Pull every line holding the string "component" from the records below.
---------- Data for this task
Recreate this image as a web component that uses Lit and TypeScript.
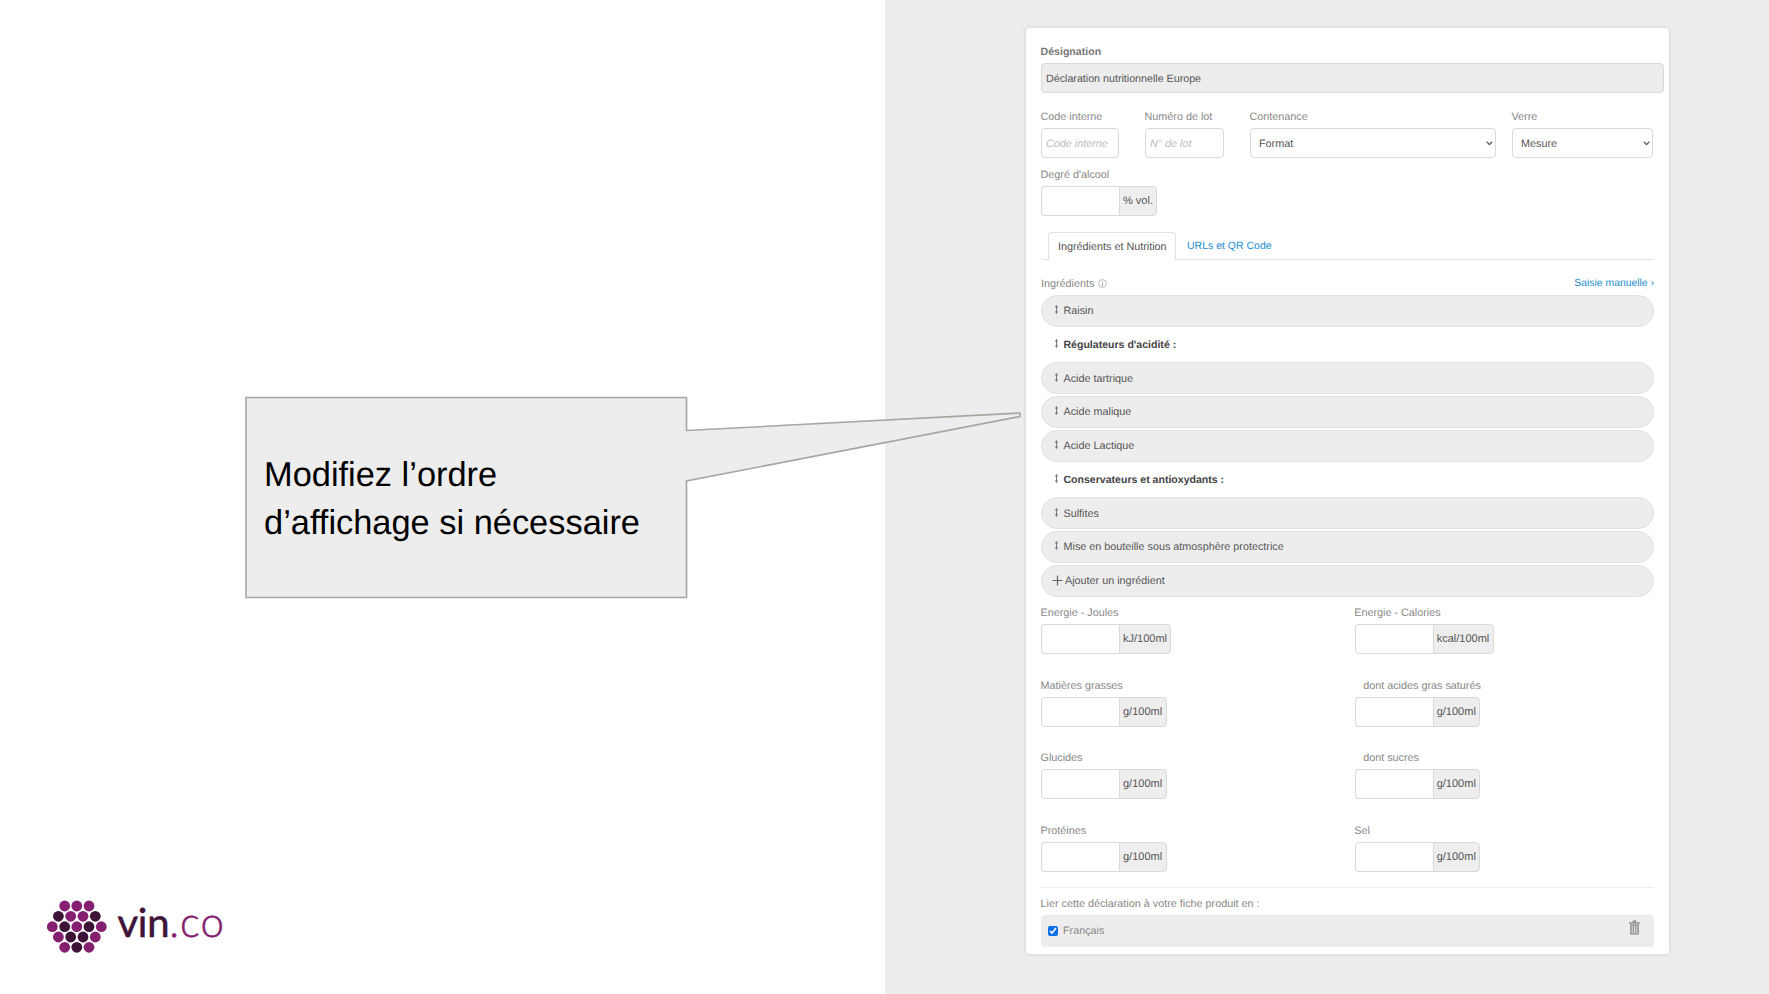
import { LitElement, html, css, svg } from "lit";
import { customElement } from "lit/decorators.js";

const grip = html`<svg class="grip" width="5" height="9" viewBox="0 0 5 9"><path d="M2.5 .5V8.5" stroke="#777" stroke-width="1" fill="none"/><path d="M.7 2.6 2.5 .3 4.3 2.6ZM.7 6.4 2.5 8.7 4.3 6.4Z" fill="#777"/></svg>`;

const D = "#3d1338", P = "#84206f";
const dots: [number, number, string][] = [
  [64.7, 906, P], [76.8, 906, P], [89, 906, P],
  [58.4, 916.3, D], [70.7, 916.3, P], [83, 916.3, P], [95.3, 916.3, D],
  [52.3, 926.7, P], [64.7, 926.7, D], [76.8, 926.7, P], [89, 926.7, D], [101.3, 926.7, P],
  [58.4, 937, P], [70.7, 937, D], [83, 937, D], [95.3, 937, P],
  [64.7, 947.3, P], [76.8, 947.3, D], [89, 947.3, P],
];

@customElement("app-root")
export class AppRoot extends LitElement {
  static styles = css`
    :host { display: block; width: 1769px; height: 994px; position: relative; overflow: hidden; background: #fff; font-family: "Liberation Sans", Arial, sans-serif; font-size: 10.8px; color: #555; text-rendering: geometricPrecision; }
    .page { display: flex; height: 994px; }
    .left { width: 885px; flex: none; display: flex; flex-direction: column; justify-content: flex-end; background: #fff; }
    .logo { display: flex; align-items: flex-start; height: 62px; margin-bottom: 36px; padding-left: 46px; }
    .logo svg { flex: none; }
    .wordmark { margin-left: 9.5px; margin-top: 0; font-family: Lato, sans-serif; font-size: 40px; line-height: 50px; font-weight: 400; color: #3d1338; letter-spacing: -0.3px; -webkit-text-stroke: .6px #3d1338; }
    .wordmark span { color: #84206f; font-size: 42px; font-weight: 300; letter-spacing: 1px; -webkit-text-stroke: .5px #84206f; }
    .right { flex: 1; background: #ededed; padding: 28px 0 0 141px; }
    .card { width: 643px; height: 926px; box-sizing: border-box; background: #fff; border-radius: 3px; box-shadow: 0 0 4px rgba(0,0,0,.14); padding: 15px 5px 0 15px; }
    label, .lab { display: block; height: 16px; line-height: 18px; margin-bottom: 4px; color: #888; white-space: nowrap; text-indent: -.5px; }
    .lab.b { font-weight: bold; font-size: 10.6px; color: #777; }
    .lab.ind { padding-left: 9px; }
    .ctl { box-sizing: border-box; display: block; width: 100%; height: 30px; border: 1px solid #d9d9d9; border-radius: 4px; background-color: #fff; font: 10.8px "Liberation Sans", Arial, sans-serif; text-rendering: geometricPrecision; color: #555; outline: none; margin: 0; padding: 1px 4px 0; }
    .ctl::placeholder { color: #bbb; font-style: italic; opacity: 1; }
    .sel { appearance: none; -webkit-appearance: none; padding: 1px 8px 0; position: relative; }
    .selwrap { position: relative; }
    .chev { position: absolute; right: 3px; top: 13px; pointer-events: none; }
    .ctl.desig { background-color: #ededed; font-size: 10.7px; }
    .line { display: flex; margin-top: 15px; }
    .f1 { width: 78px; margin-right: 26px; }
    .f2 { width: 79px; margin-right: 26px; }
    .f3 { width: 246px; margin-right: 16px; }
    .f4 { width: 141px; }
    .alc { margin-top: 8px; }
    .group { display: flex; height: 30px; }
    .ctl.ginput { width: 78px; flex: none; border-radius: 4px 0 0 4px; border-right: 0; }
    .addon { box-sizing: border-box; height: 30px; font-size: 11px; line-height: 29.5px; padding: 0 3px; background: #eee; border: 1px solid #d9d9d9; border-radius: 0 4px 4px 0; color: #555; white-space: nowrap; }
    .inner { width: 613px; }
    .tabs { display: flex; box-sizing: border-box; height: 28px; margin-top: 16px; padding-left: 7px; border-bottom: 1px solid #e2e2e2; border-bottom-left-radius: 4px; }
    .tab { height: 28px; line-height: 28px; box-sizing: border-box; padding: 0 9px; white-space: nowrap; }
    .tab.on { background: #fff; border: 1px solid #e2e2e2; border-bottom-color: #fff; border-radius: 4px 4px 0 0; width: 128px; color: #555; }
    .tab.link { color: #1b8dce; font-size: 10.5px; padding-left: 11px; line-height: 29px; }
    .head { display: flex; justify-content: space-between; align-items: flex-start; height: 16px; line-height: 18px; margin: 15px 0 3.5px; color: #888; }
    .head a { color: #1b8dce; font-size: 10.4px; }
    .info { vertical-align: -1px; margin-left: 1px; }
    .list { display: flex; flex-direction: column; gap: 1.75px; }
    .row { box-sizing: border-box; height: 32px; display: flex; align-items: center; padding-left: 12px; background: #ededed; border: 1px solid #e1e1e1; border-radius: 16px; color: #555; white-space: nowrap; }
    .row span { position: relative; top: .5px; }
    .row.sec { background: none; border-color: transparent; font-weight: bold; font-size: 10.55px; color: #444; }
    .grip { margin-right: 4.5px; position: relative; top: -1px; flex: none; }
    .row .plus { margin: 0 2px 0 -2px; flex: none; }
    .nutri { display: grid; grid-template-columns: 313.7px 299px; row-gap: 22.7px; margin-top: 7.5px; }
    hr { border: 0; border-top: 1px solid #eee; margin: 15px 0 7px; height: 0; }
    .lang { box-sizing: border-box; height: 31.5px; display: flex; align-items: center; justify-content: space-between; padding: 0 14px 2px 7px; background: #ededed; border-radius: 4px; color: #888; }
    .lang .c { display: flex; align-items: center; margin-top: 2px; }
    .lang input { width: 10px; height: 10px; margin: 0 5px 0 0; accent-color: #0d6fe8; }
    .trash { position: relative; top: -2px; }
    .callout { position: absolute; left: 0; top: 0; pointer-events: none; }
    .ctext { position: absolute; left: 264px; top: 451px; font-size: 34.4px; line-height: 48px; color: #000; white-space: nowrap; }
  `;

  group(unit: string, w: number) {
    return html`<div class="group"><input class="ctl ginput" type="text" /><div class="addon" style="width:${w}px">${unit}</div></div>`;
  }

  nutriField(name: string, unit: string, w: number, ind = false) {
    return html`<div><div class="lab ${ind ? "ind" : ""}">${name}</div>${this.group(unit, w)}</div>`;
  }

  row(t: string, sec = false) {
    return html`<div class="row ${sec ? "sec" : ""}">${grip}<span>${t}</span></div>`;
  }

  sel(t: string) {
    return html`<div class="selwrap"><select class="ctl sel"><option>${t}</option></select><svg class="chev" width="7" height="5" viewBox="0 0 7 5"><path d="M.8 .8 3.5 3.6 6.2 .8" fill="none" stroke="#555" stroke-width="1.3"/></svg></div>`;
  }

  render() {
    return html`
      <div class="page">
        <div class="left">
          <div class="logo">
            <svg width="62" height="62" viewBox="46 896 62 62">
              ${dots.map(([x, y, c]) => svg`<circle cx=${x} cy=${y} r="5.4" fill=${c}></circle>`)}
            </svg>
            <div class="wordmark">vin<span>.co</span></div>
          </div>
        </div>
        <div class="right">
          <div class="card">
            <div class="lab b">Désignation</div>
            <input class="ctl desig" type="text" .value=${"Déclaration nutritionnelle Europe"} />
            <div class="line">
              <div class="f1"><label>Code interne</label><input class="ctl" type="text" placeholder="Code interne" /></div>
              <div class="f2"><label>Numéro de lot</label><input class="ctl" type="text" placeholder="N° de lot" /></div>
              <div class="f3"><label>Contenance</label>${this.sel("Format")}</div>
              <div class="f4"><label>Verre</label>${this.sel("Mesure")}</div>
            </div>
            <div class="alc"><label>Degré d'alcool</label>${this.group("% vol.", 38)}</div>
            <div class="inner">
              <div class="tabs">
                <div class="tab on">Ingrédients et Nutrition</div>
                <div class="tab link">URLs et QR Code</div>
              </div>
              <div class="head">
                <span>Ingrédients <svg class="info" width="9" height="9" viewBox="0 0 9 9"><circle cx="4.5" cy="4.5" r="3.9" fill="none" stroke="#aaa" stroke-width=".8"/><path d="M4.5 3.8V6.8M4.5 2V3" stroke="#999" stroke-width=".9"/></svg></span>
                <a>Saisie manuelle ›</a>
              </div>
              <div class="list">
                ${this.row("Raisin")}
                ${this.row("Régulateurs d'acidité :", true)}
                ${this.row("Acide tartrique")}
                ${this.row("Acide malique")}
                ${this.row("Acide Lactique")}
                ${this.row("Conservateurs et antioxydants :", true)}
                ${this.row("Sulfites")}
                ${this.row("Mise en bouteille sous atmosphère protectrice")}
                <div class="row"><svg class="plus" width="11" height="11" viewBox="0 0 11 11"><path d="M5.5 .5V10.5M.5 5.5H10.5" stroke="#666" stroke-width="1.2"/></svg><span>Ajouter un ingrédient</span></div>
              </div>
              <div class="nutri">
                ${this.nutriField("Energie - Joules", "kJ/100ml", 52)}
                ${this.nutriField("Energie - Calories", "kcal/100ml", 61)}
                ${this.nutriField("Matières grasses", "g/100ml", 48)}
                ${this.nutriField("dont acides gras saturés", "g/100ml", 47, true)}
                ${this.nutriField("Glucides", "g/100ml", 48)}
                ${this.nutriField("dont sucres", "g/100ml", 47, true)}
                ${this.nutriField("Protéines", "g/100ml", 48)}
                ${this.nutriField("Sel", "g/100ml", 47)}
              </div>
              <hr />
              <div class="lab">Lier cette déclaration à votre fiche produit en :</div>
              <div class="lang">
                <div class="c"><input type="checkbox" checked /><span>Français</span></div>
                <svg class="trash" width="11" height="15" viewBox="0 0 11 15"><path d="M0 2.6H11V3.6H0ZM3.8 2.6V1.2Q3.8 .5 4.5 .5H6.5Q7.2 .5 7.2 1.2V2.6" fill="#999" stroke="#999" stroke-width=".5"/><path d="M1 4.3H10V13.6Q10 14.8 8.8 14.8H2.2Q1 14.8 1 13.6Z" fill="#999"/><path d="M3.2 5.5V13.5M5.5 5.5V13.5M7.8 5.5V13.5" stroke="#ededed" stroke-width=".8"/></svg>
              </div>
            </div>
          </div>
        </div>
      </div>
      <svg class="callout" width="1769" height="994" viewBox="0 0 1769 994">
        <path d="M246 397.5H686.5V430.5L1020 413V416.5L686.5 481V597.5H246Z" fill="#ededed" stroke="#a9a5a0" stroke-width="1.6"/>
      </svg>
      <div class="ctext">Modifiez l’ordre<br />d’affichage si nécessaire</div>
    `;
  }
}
--------------------
---------- Data for this task
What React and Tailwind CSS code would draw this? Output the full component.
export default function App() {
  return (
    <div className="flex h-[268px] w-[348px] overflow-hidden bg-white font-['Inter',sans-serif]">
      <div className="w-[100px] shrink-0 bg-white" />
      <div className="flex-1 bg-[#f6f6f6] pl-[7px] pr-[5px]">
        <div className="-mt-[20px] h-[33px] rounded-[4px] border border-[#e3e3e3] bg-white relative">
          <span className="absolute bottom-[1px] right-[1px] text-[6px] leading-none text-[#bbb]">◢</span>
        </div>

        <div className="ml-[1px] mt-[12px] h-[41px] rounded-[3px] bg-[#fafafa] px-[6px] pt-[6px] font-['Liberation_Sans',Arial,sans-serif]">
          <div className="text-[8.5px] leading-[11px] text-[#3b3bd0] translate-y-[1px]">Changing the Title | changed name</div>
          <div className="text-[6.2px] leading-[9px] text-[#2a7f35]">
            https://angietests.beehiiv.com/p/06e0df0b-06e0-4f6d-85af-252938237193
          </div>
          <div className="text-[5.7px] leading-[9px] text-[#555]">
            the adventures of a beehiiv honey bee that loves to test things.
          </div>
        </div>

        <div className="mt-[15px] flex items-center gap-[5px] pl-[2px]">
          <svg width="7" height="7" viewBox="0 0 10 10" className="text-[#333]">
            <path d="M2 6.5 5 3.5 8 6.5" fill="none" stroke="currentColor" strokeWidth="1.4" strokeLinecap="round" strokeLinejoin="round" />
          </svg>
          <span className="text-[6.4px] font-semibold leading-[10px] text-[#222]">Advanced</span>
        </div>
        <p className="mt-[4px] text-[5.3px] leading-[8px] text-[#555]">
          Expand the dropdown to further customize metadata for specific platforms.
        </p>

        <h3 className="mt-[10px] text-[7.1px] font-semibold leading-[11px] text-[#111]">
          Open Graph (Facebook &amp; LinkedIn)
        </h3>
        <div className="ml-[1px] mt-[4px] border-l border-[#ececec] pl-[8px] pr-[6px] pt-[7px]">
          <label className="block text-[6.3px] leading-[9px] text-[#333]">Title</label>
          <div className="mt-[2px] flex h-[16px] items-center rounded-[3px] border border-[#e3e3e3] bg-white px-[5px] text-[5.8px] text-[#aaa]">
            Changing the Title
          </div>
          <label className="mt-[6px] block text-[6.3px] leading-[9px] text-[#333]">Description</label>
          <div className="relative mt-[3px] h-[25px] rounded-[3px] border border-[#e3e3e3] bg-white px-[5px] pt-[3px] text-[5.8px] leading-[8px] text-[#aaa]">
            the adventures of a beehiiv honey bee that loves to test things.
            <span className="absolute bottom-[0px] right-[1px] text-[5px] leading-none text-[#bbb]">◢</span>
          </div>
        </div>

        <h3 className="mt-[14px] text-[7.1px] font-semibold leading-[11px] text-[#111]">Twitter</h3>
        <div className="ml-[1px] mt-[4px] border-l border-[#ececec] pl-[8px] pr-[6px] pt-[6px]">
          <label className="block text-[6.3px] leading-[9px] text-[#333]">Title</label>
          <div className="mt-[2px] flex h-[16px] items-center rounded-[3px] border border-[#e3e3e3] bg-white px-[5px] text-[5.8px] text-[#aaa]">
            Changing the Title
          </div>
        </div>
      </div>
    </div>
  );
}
--------------------
Correct result:
Recreate this image as a web component that uses Lit and TypeScript.
What React and Tailwind CSS code would draw this? Output the full component.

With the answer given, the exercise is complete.